January 25, 2008
This photo and short article is part of a back-page series in On Campus News that celebrates the University of Saskatchewan art collection. Begun in 1911, the collection comprises more than 4400 objects, including many important examples from various artists and eras. OCN asked Kent Archer, director of the collection, to select and discuss the works in this series.
Artist: F.N. Loveroff
Title: The Backyard
Date: n.d.
Medium: oil on board
Dimensions: 26.5 x 29 cm
Purchased: 1921
On long winter nights on his homestead near Borden, young Doukhobor farmer Frederick Nicholas Loveroff began dabbling with watercolours, probably to relieve the boredom and loneliness. His formal training began in 1913 at the Central Ontario School of Art, and by 1920, Loveroff’s level of recognition earned him election as an associate of the Royal Canada Academy.

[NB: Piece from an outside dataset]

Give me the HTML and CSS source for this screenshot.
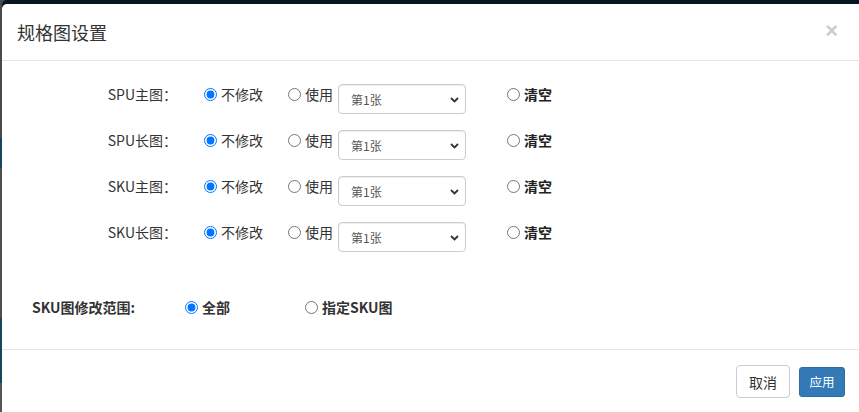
FILE: index.html
```html
<!DOCTYPE html>
<html lang="zh-CN">
<head>
<meta charset="utf-8">
<title>规格图设置</title>
<link rel="stylesheet" href="styles.css">
</head>
<body>
<div class="modal">
  <div class="modal-header">
    <h4 class="modal-title">规格图设置</h4>
    <span class="close">×</span>
  </div>
  <div class="modal-body">
    <div class="form-row">
      <span class="row-label">SPU主图：</span>
      <label class="opt opt-keep"><input type="radio" name="r1" checked><span>不修改</span></label>
      <label class="opt opt-use"><input type="radio" name="r1"><span>使用</span></label>
      <div class="select-wrap"><select class="select"><option>第1张</option></select><svg class="chev" width="9" height="6" viewBox="0 0 9 6"><path d="M1 1 L4.5 4.5 L8 1" fill="none" stroke="#333" stroke-width="1.8"/></svg></div>
      <label class="opt opt-clear"><input type="radio" name="r1"><span>清空</span></label>
    </div>
    <div class="form-row">
      <span class="row-label">SPU长图：</span>
      <label class="opt opt-keep"><input type="radio" name="r2" checked><span>不修改</span></label>
      <label class="opt opt-use"><input type="radio" name="r2"><span>使用</span></label>
      <div class="select-wrap"><select class="select"><option>第1张</option></select><svg class="chev" width="9" height="6" viewBox="0 0 9 6"><path d="M1 1 L4.5 4.5 L8 1" fill="none" stroke="#333" stroke-width="1.8"/></svg></div>
      <label class="opt opt-clear"><input type="radio" name="r2"><span>清空</span></label>
    </div>
    <div class="form-row">
      <span class="row-label">SKU主图：</span>
      <label class="opt opt-keep"><input type="radio" name="r3" checked><span>不修改</span></label>
      <label class="opt opt-use"><input type="radio" name="r3"><span>使用</span></label>
      <div class="select-wrap"><select class="select"><option>第1张</option></select><svg class="chev" width="9" height="6" viewBox="0 0 9 6"><path d="M1 1 L4.5 4.5 L8 1" fill="none" stroke="#333" stroke-width="1.8"/></svg></div>
      <label class="opt opt-clear"><input type="radio" name="r3"><span>清空</span></label>
    </div>
    <div class="form-row">
      <span class="row-label">SKU长图：</span>
      <label class="opt opt-keep"><input type="radio" name="r4" checked><span>不修改</span></label>
      <label class="opt opt-use"><input type="radio" name="r4"><span>使用</span></label>
      <div class="select-wrap"><select class="select"><option>第1张</option></select><svg class="chev" width="9" height="6" viewBox="0 0 9 6"><path d="M1 1 L4.5 4.5 L8 1" fill="none" stroke="#333" stroke-width="1.8"/></svg></div>
      <label class="opt opt-clear"><input type="radio" name="r4"><span>清空</span></label>
    </div>
    <div class="scope-row">
      <span class="scope-label">SKU图修改范围:</span>
      <label class="opt opt-all"><input type="radio" name="scope" checked><span>全部</span></label>
      <label class="opt"><input type="radio" name="scope"><span>指定SKU图</span></label>
    </div>
  </div>
  <div class="modal-footer">
    <button class="btn btn-default">取消</button>
    <button class="btn btn-primary">应用</button>
  </div>
</div>
</body>
</html>
```
FILE: styles.css
```css
html, body {
  margin: 0;
  padding: 0;
}
body {
  width: 859px;
  height: 412px;
  overflow: hidden;
  background: linear-gradient(to bottom, #4a4a4a 0, #4a4a4a 138px, #13475a 138px, #13475a 168px, #4e4e4e 168px, #4e4e4e 318px, #13475a 318px, #13475a 383px, #555 383px);
  font-family: "Noto Sans CJK SC", "Noto Sans", sans-serif;
  color: #333;
}
.modal {
  margin: 4px 0 0 2px;
  width: 858px;
  height: 420px;
  background: #fff;
  border-radius: 5px 0 0 0;
  box-shadow: 0 -4px 0 #07161e;
}
.modal-header {
  height: 56px;
  padding: 0 15px;
  display: flex;
  align-items: center;
  justify-content: space-between;
  border-bottom: 1px solid #e5e5e5;
}
.modal-title {
  margin: 0;
  font-size: 18px;
  font-weight: normal;
  line-height: 26px;
  color: #333;
}
.close {
  font-family: "Liberation Sans", sans-serif;
  font-size: 22px;
  font-weight: bold;
  color: #000;
  opacity: 0.2;
  margin-right: 7px;
  line-height: 1;
  margin-top: -2px;
}
.modal-body {
  padding: 23px 0 31px 0;
}
.form-row {
  display: flex;
  align-items: flex-start;
  height: 46px;
  font-size: 14px;
}
.row-label {
  width: 175px;
  text-align: right;
  line-height: 21px;
  color: #333;
}
.opt {
  display: flex;
  align-items: center;
  gap: 4px;
  height: 21px;
  line-height: 21px;
  white-space: nowrap;
}
.opt input {
  margin: 0;
  width: 13px;
  height: 13px;
  flex: none;
}
.opt-keep {
  margin-left: 27px;
  width: 84px;
}
.opt-use {
  margin-right: 5px;
}
.opt-clear {
  margin-left: 41px;
  font-weight: bold;
  color: #222;
}
.select-wrap {
  position: relative;
  width: 128px;
  height: 30px;
}
.select {
  appearance: none;
  -webkit-appearance: none;
  width: 128px;
  height: 30px;
  box-sizing: border-box;
  border: 1px solid #ccc;
  border-radius: 4px;
  background: #fff;
  padding: 0 0 0 12px;
  font-family: "Noto Sans CJK SC", sans-serif;
  font-size: 12px;
  color: #555;
  box-shadow: inset 0 1px 1px rgba(0,0,0,0.075);
}
.chev {
  position: absolute;
  right: 7px;
  top: 13px;
  pointer-events: none;
}
.scope-row {
  display: flex;
  align-items: center;
  margin-top: 28px;
  padding-left: 30px;
  height: 22px;
  font-size: 14px;
  font-weight: bold;
  color: #333;
}
.scope-label {
  width: 153px;
}
.opt-all {
  width: 120px;
}
.modal-footer {
  border-top: 1px solid #e5e5e5;
  padding: 15px 15px 0 0;
  display: flex;
  justify-content: flex-end;
  align-items: center;
  gap: 9px;
}
.btn {
  font-family: "Noto Sans CJK SC", sans-serif;
  border-radius: 4px;
  cursor: pointer;
  padding: 0;
}
.btn-default {
  width: 54px;
  height: 33px;
  border: 1px solid #ccc;
  background: #fff;
  color: #333;
  font-size: 14px;
}
.btn-primary {
  width: 46px;
  height: 30px;
  border: 1px solid #2e6da4;
  background: #337ab7;
  color: #fff;
  font-size: 12.5px;
  border-radius: 3px;
}
```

Loveroff spent time early in his career traveling with aboriginal people on trails and by canoe in the territory between Winnipeg and Norway House, the result being many small sketches of forests and lakes. Others, like The Backyard, reveal his interest in farm buildings, people in streets and city houses in winter.
During the Depression, when it was hard to sell anything not related to survival, including paintings, Loveroff chose to store his work in an attic, and in 1934, departed Saskatchewan for California to resume farming. He never painted again. For Archer, part of the attraction of this Loveroff piece is the juxtaposition of the power of the paint and the size of the painting.
“What interests me about this unassuming little painting depicting an ordinary moment is how it’s made extraordinary through the artist’s exquisite colour sense and painterly notations. The loose ease and confidence that Loveroff appears to display in recording this mundane but distinct interval endow the work with a sincere immediacy and strength that belie its modest scale.”